This is not an indictment of photography—I just had to outline certain problems that it can’t seem to get rid of in order to highlight the ease with which those same problems dissolve with drawing. When all I want to do is record the characters of the world, their bumps and curves, doing so in pen and paper is my E-ZPass around these modern existential complications.

So there I was, in the Jardín de la Bombilla in south-central Mexico City on a hot March afternoon, drawing the cleaning personnel with their medieval straw brooms, dogs, children eating mangoes, the monument towering like the Taj Mahal at the end of the fountains, and stout security guards (the latter have always been my favorite, partially because their expressions never change, but especially because I visit a lot of museums and sketching an on-duty security guard in a well-lit room of Renaissance paintings feels like poking a sedated lion in its own den). Suddenly I noticed that one guard was slowly approaching me. She stopped in front of me and then spoke an order I had never heard in my life:

“Young man, I need to ask you to stop drawing, or leave the park.”

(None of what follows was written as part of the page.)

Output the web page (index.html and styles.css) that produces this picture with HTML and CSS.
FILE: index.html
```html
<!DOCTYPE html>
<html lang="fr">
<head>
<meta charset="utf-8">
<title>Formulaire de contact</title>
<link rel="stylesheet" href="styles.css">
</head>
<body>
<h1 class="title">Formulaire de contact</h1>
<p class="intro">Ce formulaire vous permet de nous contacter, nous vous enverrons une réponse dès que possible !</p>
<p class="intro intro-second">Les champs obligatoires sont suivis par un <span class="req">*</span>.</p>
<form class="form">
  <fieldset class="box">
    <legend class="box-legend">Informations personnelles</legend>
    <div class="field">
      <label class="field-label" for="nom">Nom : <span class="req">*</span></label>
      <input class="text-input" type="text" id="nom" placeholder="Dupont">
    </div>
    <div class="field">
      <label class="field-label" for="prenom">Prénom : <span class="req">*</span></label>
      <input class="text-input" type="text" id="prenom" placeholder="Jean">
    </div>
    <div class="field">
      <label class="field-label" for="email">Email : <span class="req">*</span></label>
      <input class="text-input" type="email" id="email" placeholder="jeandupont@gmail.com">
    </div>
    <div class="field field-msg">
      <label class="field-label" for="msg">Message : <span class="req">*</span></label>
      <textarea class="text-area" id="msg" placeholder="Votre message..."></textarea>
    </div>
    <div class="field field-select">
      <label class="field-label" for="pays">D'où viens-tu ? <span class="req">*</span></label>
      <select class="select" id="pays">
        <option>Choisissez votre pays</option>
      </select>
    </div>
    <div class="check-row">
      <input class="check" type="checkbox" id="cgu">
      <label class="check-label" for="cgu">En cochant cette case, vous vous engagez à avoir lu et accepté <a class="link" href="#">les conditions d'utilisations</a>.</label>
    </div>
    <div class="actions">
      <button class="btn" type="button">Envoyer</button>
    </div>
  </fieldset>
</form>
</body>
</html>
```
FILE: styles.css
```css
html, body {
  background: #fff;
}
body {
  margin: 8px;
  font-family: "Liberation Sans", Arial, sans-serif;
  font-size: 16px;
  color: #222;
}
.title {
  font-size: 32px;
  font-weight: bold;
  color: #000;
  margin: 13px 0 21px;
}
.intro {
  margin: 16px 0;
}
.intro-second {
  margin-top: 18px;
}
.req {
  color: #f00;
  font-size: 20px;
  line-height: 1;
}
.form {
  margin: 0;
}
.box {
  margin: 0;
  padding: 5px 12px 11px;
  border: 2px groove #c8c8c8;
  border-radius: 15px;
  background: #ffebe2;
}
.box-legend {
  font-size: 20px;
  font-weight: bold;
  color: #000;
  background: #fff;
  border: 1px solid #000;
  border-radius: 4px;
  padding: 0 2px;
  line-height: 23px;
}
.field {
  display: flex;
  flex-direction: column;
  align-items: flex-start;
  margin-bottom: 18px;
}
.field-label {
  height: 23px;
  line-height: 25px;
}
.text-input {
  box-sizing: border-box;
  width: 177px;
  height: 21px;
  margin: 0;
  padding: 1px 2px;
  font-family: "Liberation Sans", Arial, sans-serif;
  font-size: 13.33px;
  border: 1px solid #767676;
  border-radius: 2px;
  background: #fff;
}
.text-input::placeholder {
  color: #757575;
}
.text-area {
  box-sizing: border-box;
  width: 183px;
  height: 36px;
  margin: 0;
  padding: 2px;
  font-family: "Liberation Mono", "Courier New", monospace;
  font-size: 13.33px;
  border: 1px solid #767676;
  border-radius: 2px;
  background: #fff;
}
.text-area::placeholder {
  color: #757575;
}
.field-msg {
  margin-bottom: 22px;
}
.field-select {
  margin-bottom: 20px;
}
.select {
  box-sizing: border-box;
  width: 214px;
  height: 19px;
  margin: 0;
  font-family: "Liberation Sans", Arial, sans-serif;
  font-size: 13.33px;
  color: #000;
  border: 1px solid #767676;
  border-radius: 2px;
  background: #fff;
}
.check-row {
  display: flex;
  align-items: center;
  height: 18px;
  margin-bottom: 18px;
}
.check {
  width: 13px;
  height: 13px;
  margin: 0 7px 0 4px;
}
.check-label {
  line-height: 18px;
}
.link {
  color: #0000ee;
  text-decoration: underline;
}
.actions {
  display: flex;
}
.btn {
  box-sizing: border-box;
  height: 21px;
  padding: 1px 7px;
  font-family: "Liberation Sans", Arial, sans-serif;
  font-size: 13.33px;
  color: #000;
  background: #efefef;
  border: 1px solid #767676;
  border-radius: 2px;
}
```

All of the Spanish responses I had been preparing in my head shriveled up, and I had to stare dumbly at her for a moment while I divined something to say.

“What do you mean?” I finally managed, “I’m not doing anything wrong or illegal.”

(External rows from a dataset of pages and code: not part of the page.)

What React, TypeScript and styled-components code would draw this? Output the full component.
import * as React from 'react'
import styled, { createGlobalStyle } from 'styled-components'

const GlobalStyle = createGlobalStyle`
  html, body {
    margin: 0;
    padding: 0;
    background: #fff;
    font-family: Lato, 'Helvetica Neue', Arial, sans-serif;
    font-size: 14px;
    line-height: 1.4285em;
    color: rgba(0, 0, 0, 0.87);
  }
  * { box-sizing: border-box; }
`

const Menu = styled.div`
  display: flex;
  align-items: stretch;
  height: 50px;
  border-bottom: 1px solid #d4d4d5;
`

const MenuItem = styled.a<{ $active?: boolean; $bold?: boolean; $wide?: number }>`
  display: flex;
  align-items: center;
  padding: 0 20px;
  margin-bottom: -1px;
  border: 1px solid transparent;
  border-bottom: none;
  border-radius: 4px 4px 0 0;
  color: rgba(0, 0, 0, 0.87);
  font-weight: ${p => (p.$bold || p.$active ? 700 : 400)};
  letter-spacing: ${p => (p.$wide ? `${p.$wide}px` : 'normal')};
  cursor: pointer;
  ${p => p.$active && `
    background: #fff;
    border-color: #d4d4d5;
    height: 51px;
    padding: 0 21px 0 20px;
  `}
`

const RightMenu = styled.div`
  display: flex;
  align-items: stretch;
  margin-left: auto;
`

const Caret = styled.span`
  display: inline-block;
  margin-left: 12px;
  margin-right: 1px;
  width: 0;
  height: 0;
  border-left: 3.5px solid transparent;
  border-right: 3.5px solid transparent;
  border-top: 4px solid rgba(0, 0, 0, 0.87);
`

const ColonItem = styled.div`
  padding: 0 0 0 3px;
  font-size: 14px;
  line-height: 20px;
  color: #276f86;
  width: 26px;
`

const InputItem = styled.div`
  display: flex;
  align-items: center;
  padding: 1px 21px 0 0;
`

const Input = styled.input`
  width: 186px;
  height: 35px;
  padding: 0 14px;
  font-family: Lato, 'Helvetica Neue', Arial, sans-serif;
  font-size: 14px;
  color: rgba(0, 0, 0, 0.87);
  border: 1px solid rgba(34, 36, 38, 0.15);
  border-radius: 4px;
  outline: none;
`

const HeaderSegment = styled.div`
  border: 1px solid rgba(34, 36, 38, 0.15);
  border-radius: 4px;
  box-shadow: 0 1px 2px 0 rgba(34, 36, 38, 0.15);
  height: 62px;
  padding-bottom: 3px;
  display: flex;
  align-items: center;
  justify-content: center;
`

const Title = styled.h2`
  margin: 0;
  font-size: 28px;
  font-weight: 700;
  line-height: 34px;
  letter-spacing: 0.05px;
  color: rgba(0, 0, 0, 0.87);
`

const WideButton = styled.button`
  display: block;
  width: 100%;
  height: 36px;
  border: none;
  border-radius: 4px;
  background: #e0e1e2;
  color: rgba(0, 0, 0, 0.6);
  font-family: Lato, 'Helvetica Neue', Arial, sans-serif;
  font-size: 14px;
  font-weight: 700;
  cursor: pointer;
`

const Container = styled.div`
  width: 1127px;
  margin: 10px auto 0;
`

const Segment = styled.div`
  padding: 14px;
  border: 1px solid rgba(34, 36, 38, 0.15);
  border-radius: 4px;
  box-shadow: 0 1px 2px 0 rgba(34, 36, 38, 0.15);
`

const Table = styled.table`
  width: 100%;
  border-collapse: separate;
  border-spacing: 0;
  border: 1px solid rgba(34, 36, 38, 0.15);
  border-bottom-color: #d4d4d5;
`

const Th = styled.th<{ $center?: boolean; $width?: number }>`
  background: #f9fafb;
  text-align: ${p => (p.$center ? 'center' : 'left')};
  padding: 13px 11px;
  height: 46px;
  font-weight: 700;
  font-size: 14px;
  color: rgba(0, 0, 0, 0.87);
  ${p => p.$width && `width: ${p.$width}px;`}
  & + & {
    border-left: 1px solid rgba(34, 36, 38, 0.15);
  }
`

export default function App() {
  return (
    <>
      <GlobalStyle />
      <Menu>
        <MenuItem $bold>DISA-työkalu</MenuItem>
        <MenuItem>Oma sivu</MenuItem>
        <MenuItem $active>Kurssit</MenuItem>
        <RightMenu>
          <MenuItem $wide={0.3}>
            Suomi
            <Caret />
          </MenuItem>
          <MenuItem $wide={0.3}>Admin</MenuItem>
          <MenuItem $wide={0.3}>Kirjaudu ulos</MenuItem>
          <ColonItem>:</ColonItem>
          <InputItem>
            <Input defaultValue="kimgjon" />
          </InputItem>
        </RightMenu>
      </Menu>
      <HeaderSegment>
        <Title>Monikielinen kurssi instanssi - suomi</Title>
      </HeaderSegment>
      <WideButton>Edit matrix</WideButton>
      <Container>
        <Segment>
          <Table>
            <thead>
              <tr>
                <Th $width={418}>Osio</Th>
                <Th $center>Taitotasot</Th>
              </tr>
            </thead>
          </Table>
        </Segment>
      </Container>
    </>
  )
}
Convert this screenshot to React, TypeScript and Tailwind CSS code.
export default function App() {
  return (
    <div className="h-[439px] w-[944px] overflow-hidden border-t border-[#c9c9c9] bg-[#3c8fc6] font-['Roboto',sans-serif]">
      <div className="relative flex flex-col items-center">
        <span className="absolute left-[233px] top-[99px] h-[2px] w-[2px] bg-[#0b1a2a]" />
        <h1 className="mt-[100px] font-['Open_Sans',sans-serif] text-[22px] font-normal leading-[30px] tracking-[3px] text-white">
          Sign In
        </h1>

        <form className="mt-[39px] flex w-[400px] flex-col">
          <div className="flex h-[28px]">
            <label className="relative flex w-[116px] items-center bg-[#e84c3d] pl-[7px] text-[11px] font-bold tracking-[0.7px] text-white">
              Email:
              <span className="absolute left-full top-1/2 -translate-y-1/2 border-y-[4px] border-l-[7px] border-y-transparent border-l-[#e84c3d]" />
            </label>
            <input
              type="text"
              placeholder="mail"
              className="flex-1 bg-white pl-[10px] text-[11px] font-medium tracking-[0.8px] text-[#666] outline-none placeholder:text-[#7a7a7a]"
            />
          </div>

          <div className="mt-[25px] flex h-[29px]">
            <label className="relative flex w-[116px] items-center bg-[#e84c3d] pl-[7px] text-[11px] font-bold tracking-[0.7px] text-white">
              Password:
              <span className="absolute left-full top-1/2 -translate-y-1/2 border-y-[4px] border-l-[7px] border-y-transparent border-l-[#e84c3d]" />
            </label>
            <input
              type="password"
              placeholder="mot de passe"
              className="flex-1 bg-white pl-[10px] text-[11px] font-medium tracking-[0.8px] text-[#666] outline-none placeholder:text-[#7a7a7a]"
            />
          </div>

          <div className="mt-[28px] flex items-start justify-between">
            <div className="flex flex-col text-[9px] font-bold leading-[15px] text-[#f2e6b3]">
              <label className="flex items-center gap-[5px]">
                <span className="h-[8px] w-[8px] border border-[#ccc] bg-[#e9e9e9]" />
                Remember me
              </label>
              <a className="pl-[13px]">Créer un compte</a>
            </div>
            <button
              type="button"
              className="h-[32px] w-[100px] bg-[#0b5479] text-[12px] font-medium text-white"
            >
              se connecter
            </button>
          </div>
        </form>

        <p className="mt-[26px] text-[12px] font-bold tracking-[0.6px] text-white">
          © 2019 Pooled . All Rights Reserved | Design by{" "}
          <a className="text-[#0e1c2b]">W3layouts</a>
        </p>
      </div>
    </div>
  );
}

At this point, according to normal security guard protocol, she would have simply repeated the order, and would have continued repeating it no matter how I protested until her patience ended, leading to the last step which is physical enforcement. However, another astounding thing happened. Rosa (as her nametag said) looked down at my drawings, and her expression softened. She threw the prepared responses out of her head, and told me the following story.

“Listen, do you see that monument there? Do you see “OBREGÓN” written above the door? Do you know who that is? Álvaro Obregón was first a general in the revolution, and then president. He had many famous battles, like against Pancho Villa and the División del Norte, and lost his arm in the war. He was for the separation of church and state, like you have in the United States. But maybe as you know, we are very Catholic in this country, so the resistance to that separation was very strong. On July 17, 1928, Obregón was having lunch in a restaurant that was located exactly in this park, called La Bombilla, when a cartoonist approached him and offered to draw his portrait. The cartoonist’s name was José de León Toral. Obregón saw the beginning sketches and gave the man a seat at his table. When none of the deputies were paying attention, the cartoonist pulled out a pistol and shot Obregón five times in the face. He was executed soon after. Obregón was given a state funeral and this area was made into a park to remember him….”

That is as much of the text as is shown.